Einhorn's Greenlight Fund Ends Second-Worst Year Down 20%by
New York-based firm's main vehicle plunged 23% during 2008
Money manager gained 0.4% in December, investors are told
For David Einhorn, 2016 can’t start soon enough.
His main Greenlight Capital hedge fund gained 0.4 percent in December, bringing its 2015 loss to 20 percent, according to an e-mail to investors that was obtained by Bloomberg.
It was only the second losing year in Greenlight’s almost 20-year history. The last annual decline came in 2008, when the fund fell 23 percent.
Jonathan Gasthalter, a spokesman for New York-based Greenlight with Sard Verbinnen & Co., declined to comment.
Einhorn’s hedge fund was beset by wrong-way bets on SunEdison Inc., Micron Technology Inc. and Consol Energy Inc. The firm doubled down on its Consol wager in November through purchases of total return swaps, according to filings with the U.S. Securities and Exchange Commission. Shares of the natural gas and coal company fell 19 percent in the fourth quarter.
Four of the firm’s five largest disclosed long positions at the end of the third quarter dropped in the last three months of the year. Apple Inc. and Japan’s Resona Holdings Inc. lost 4.6 percent and 2.5 percent, respectively, while the price of gold slumped almost 5 percent as of 4:30 p.m. Friday in New York. General Motors Co. rose 13 percent.

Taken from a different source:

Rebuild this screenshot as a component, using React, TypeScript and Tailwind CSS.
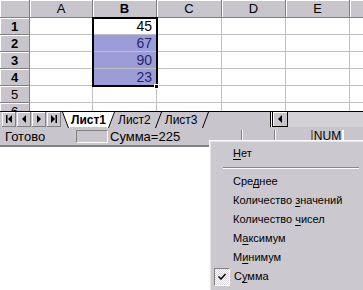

A bet that shares of specialty coffee maker Keurig Green Mountain Inc. would fall, described in an October letter as Greenlight’s third-most profitable position in 2015, may have been dimmed on Dec. 7 when an investor group led by JAB Holding Co. said it would spend $13.9 billion to buy the company. The shares more than doubled in price from a Nov. 17 low to close at $89.98 on Dec. 31.

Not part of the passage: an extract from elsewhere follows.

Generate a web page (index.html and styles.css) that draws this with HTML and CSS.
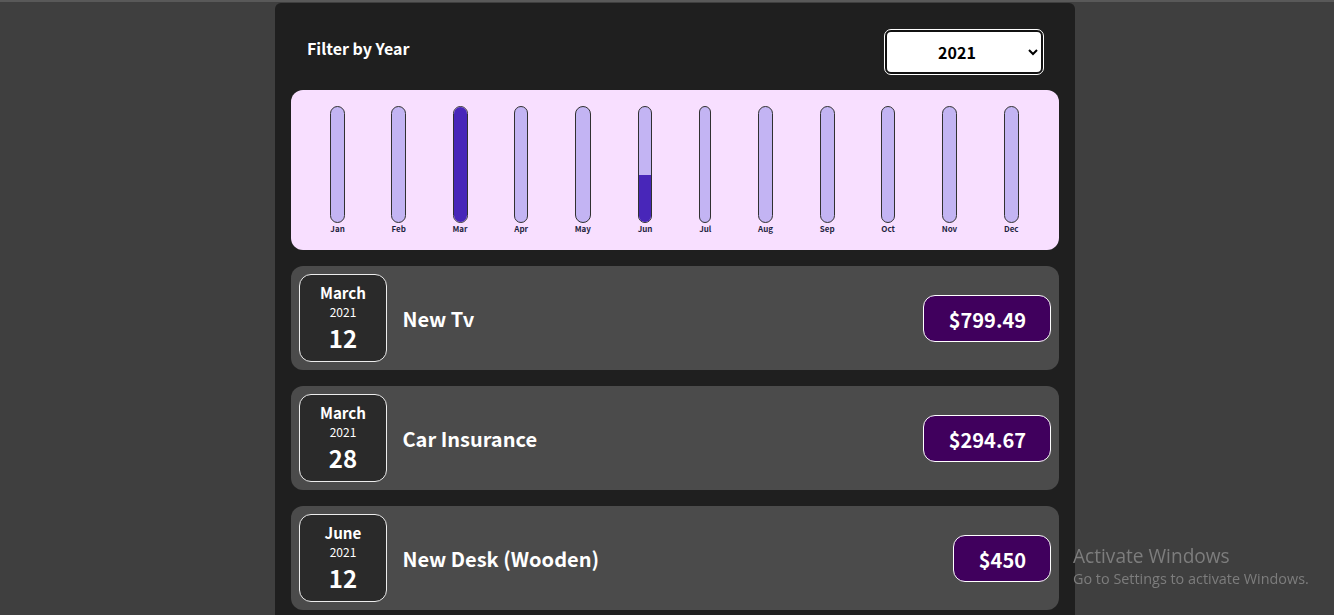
FILE: index.html
```html
<!DOCTYPE html>
<html lang="en">
<head>
    <meta charset="UTF-8">
    <meta name="viewport" content="width=device-width, initial-scale=1.0">
    <title>Expenses</title>
    <link rel="stylesheet" href="styles.css">
</head>
<body>
    <div class="expenses">
        <div class="filter">
            <label for="year">Filter by Year</label>
            <select id="year">
                <option>2022</option>
                <option selected>2021</option>
                <option>2020</option>
                <option>2019</option>
            </select>
        </div>

        <div class="chart">
            <div class="chart-bar"><div class="bar-inner"></div><div class="bar-label">Jan</div></div>
            <div class="chart-bar"><div class="bar-inner"></div><div class="bar-label">Feb</div></div>
            <div class="chart-bar"><div class="bar-inner"><div class="bar-fill full"></div></div><div class="bar-label">Mar</div></div>
            <div class="chart-bar"><div class="bar-inner"></div><div class="bar-label">Apr</div></div>
            <div class="chart-bar"><div class="bar-inner"></div><div class="bar-label">May</div></div>
            <div class="chart-bar"><div class="bar-inner"><div class="bar-fill" style="height: 41%"></div></div><div class="bar-label">Jun</div></div>
            <div class="chart-bar"><div class="bar-inner"></div><div class="bar-label">Jul</div></div>
            <div class="chart-bar"><div class="bar-inner"></div><div class="bar-label">Aug</div></div>
            <div class="chart-bar"><div class="bar-inner"></div><div class="bar-label">Sep</div></div>
            <div class="chart-bar"><div class="bar-inner"></div><div class="bar-label">Oct</div></div>
            <div class="chart-bar"><div class="bar-inner"></div><div class="bar-label">Nov</div></div>
            <div class="chart-bar"><div class="bar-inner"></div><div class="bar-label">Dec</div></div>
        </div>

        <div class="expense-item">
            <div class="expense-date">
                <div class="month">March</div>
                <div class="year">2021</div>
                <div class="day">12</div>
            </div>
            <h2>New Tv</h2>
            <div class="price">$799.49</div>
        </div>

        <div class="expense-item">
            <div class="expense-date">
                <div class="month">March</div>
                <div class="year">2021</div>
                <div class="day">28</div>
            </div>
            <h2>Car Insurance</h2>
            <div class="price">$294.67</div>
        </div>

        <div class="expense-item">
            <div class="expense-date">
                <div class="month">June</div>
                <div class="year">2021</div>
                <div class="day">12</div>
            </div>
            <h2>New Desk (Wooden)</h2>
            <div class="price">$450</div>
        </div>
    </div>

    <!-- Windows watermark -->
    <div class="watermark">
        <div class="watermark-title">Activate Windows</div>
        <div class="watermark-text">Go to Settings to activate Windows.</div>
    </div>
</body>
</html>
```

FILE: styles.css
```css
html, body {
    height: 100%;
}

body {
    font-family: "Noto Sans CJK JP", "Noto Sans", sans-serif;
    background: #3f3f3f;
    margin: 0;
    border-top: 2px solid #595959;
    box-sizing: border-box;
    overflow: hidden;
}

.expenses {
    width: 800px;
    margin: 1px 0 0 275px;
    padding: 16px;
    box-sizing: border-box;
    background: #1f1f1f;
    border-radius: 6px;
}

.filter {
    display: flex;
    justify-content: space-between;
    align-items: flex-start;
    padding: 10px 15px 0 16px;
    height: 71px;
    box-sizing: border-box;
    color: white;
}

.filter label {
    font-weight: bold;
    font-size: 16px;
    line-height: 24px;
    margin-top: 7px;
}

.filter select {
    width: 158px;
    height: 44px;
    margin-top: 1px;
    margin-right: 1px;
    padding-right: 2px;
    font-family: inherit;
    font-size: 16px;
    font-weight: bold;
    text-align: center;
    background: white;
    color: black;
    border: 2px solid #111;
    outline: 1px solid white;
    border-radius: 6px;
}

.chart {
    display: flex;
    justify-content: space-around;
    height: 160px;
    padding: 16px 17px 16px 16px;
    box-sizing: border-box;
    background: #f8dfff;
    border-radius: 12px;
    margin-bottom: 16px;
}

.chart-bar {
    display: flex;
    flex-direction: column;
    align-items: stretch;
}

.bar-inner {
    flex: none;
    height: 117px;
    box-sizing: border-box;
    border: 1px solid #313131;
    border-radius: 12px;
    background: #c3b4f3;
    overflow: hidden;
    display: flex;
    align-items: flex-end;
}

.bar-fill {
    width: 100%;
    background: #4826b9;
}

.bar-fill.full {
    height: 100%;
}

.bar-label {
    font-size: 8px;
    font-weight: bold;
    line-height: 12px;
    text-align: center;
    color: #1f1f3f;
}

.expense-item {
    display: flex;
    align-items: center;
    height: 104px;
    box-sizing: border-box;
    padding: 8px;
    margin-bottom: 16px;
    background: #4b4b4b;
    border-radius: 12px;
}

.expense-date {
    width: 88px;
    height: 88px;
    box-sizing: border-box;
    padding-top: 1px;
    display: flex;
    flex-direction: column;
    align-items: center;
    justify-content: center;
    background: #2a2a2a;
    border: 1px solid #ececec;
    border-radius: 12px;
    color: white;
}

.month {
    font-size: 15.2px;
    font-weight: bold;
    line-height: 22px;
}

.year {
    font-size: 12px;
    line-height: 17px;
}

.day {
    font-size: 24px;
    font-weight: bold;
    line-height: 36px;
}

.expense-item h2 {
    flex: 1;
    margin: 0 0 0 15.5px;
    font-size: 20px;
    font-weight: bold;
    color: white;
}

.price {
    padding: 2px 24px 0 25px;
    height: 47px;
    box-sizing: border-box;
    display: flex;
    align-items: center;
    font-size: 20px;
    font-weight: bold;
    color: white;
    background: #40005d;
    border: 1px solid white;
    border-radius: 12px;
}

.watermark {
    position: fixed;
    left: 1073px;
    top: 543px;
    color: #7d7d7d;
    font-family: "Open Sans", sans-serif;
}

.watermark-title {
    font-size: 19.1px;
    line-height: 26px;
}

.watermark-text {
    font-size: 14.4px;
    line-height: 20px;
}
```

The average hedge fund trailed the Standard & Poor’s 500 Index for the seventh straight year in 2015, according to preliminary data compiled by Chicago-based data provider Hedge Fund Research Inc. The S&P 500 including reinvested dividends rose 1.4 percent in 2015, while the HFRX Global Hedge Fund Index dropped 3.5 percent through Dec. 30.